Given task. Search the listing for the string "screenshot" and copy every line that contains it.

[begin Material to process]

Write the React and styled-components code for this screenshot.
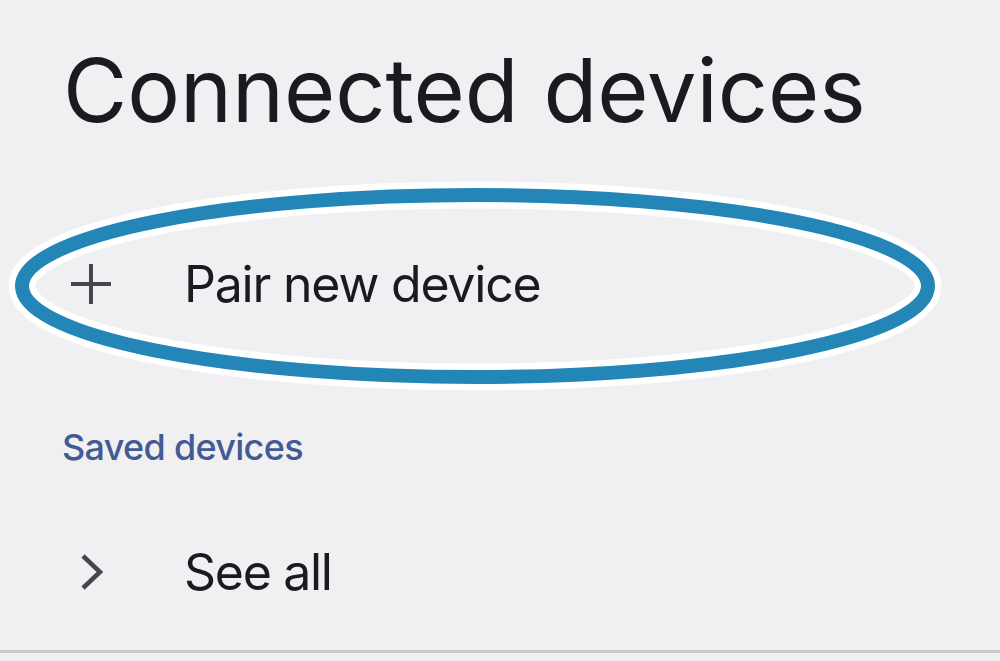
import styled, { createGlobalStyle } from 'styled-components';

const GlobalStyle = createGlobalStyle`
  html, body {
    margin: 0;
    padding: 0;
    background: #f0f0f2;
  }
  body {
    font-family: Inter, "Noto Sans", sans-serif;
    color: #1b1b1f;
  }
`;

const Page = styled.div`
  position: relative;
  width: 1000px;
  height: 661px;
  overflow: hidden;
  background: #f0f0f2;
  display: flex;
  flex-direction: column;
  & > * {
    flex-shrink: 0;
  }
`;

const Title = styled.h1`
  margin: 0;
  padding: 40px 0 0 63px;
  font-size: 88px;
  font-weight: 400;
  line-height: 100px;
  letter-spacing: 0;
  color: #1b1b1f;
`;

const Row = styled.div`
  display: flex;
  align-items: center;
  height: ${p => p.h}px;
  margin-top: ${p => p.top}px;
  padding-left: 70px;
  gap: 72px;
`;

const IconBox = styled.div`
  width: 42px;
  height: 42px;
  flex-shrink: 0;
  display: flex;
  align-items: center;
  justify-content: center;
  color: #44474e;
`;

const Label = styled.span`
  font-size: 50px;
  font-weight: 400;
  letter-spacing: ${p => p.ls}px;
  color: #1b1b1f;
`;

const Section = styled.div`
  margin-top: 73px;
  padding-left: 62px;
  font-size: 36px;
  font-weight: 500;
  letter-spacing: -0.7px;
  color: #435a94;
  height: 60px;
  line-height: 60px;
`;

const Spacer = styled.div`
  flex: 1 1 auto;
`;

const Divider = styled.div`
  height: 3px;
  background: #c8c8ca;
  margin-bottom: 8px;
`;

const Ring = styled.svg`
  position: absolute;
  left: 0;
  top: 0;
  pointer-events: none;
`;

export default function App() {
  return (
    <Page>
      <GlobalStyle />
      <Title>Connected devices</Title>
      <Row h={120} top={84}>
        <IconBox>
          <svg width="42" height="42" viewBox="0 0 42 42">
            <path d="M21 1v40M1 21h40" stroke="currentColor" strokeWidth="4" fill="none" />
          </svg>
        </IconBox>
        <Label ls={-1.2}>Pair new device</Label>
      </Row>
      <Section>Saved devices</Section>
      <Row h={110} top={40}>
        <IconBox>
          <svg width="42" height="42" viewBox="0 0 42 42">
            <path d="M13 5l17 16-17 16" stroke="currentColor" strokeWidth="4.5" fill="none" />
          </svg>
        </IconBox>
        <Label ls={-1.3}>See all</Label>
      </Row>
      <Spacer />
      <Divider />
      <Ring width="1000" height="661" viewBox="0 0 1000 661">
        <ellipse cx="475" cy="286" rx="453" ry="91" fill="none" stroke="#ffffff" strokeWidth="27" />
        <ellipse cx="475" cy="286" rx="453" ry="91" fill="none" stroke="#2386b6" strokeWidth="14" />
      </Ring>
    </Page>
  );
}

[end Material to process]
[begin Material to process]

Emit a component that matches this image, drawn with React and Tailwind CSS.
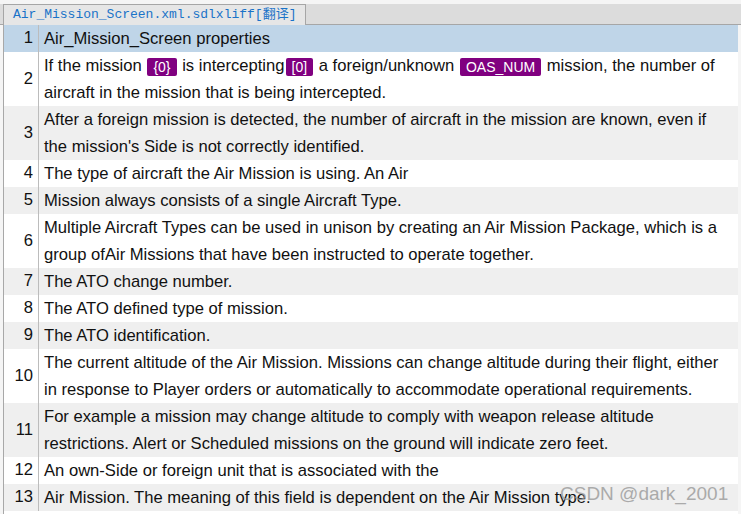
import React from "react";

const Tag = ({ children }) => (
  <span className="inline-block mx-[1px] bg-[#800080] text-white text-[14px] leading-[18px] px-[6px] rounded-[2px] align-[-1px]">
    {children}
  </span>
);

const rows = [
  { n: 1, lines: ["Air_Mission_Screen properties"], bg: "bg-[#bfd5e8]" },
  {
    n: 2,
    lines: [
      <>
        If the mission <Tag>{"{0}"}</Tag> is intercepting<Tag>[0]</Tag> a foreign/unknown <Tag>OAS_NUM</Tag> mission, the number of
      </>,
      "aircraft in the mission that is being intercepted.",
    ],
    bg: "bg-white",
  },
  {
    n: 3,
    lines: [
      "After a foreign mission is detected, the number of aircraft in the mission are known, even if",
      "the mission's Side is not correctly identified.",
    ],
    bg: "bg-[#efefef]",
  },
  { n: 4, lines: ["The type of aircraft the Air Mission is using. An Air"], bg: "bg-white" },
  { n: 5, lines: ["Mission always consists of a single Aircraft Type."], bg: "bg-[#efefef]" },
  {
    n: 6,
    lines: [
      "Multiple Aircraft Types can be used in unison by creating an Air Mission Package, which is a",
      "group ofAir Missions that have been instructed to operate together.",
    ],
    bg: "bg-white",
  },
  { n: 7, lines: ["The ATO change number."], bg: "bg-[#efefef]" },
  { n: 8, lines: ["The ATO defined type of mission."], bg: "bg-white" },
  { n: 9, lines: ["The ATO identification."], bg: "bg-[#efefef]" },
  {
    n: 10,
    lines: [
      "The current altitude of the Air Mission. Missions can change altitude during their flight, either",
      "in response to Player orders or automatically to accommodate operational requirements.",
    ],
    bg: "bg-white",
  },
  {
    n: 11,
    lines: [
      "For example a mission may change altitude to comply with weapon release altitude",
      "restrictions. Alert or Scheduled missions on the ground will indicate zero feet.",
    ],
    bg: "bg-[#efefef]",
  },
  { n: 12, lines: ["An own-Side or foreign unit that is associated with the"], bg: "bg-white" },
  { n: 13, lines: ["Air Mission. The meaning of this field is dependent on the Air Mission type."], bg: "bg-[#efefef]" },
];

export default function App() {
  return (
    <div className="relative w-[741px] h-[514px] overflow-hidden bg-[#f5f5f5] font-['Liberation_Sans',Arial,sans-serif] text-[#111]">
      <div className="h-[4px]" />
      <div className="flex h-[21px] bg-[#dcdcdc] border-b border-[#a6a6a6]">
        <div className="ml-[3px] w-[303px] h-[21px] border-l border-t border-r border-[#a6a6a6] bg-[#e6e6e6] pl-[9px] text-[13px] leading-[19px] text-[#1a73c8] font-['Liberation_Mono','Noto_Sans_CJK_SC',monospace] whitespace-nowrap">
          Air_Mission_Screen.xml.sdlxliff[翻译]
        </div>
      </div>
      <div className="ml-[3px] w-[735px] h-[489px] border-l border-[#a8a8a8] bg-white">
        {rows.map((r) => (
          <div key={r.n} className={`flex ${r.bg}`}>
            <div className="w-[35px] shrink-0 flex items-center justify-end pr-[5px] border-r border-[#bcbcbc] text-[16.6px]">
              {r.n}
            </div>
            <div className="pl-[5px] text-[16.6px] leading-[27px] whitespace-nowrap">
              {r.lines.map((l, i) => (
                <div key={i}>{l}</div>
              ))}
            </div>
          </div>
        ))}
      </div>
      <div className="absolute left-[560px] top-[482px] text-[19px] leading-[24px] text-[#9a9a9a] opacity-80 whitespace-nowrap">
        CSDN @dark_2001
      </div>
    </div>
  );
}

[end Material to process]
[begin Material to process]

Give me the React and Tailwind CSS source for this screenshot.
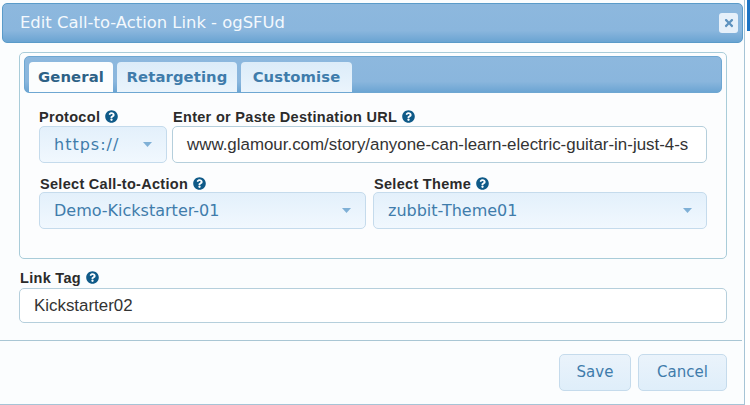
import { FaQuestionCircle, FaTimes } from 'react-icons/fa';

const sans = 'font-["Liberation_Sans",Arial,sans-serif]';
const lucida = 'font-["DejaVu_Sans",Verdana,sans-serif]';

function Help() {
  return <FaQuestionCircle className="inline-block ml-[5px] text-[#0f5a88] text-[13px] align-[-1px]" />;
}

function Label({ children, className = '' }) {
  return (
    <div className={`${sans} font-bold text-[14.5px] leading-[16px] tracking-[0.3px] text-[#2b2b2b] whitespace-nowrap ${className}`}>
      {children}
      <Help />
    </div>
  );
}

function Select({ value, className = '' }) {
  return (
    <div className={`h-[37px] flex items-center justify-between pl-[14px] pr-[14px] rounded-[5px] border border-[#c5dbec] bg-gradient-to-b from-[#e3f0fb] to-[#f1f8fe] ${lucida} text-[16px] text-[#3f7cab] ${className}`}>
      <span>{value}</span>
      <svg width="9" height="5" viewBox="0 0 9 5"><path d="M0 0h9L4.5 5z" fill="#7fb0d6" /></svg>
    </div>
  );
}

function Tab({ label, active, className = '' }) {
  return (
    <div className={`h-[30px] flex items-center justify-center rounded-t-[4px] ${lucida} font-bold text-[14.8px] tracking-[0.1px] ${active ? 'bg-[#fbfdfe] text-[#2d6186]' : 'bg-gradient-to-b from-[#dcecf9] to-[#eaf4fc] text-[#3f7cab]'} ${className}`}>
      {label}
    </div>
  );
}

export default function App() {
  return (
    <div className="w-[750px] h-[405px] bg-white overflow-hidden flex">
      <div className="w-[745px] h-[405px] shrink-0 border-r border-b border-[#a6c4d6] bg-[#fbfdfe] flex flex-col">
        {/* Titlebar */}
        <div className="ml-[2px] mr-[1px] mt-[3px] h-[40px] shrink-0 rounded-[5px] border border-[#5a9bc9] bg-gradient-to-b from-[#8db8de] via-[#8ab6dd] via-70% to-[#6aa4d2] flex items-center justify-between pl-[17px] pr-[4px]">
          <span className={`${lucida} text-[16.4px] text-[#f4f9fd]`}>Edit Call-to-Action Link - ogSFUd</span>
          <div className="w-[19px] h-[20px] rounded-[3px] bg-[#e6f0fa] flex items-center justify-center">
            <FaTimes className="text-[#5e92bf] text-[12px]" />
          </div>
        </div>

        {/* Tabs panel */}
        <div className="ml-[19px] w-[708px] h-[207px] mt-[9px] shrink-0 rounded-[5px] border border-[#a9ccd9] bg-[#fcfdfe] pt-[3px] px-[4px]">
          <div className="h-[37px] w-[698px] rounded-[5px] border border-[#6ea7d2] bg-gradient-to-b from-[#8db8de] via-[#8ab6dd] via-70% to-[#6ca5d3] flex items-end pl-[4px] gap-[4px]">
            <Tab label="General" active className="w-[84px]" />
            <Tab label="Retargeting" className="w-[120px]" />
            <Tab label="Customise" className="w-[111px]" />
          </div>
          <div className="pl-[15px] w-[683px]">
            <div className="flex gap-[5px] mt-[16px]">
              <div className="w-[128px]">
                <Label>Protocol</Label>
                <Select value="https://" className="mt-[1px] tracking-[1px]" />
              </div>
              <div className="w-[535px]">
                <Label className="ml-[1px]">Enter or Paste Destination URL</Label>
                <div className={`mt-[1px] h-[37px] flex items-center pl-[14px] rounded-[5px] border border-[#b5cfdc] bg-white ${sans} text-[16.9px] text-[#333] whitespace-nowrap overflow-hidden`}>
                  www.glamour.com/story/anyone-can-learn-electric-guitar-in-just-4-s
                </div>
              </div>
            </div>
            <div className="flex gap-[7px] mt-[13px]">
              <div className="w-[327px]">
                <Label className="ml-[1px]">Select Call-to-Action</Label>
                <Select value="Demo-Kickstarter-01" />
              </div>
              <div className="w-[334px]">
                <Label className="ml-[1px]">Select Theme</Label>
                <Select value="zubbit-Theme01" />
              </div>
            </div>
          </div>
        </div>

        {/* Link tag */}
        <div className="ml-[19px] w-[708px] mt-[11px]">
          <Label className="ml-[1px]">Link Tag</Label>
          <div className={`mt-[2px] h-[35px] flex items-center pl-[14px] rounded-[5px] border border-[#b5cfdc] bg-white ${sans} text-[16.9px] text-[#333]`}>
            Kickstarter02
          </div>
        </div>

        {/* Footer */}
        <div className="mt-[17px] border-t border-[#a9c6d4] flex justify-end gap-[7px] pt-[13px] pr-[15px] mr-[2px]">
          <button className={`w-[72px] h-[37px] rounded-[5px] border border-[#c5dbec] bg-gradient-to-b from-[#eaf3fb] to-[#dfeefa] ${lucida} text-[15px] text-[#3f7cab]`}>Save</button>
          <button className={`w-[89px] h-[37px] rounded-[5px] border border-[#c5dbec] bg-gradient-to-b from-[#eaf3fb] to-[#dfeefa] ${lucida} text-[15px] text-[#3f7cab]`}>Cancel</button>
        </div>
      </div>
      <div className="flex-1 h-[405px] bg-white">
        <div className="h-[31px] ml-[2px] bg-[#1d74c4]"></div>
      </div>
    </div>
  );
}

[end Material to process]

Problem solution.
Write the React and styled-components code for this screenshot.
Give me the React and Tailwind CSS source for this screenshot.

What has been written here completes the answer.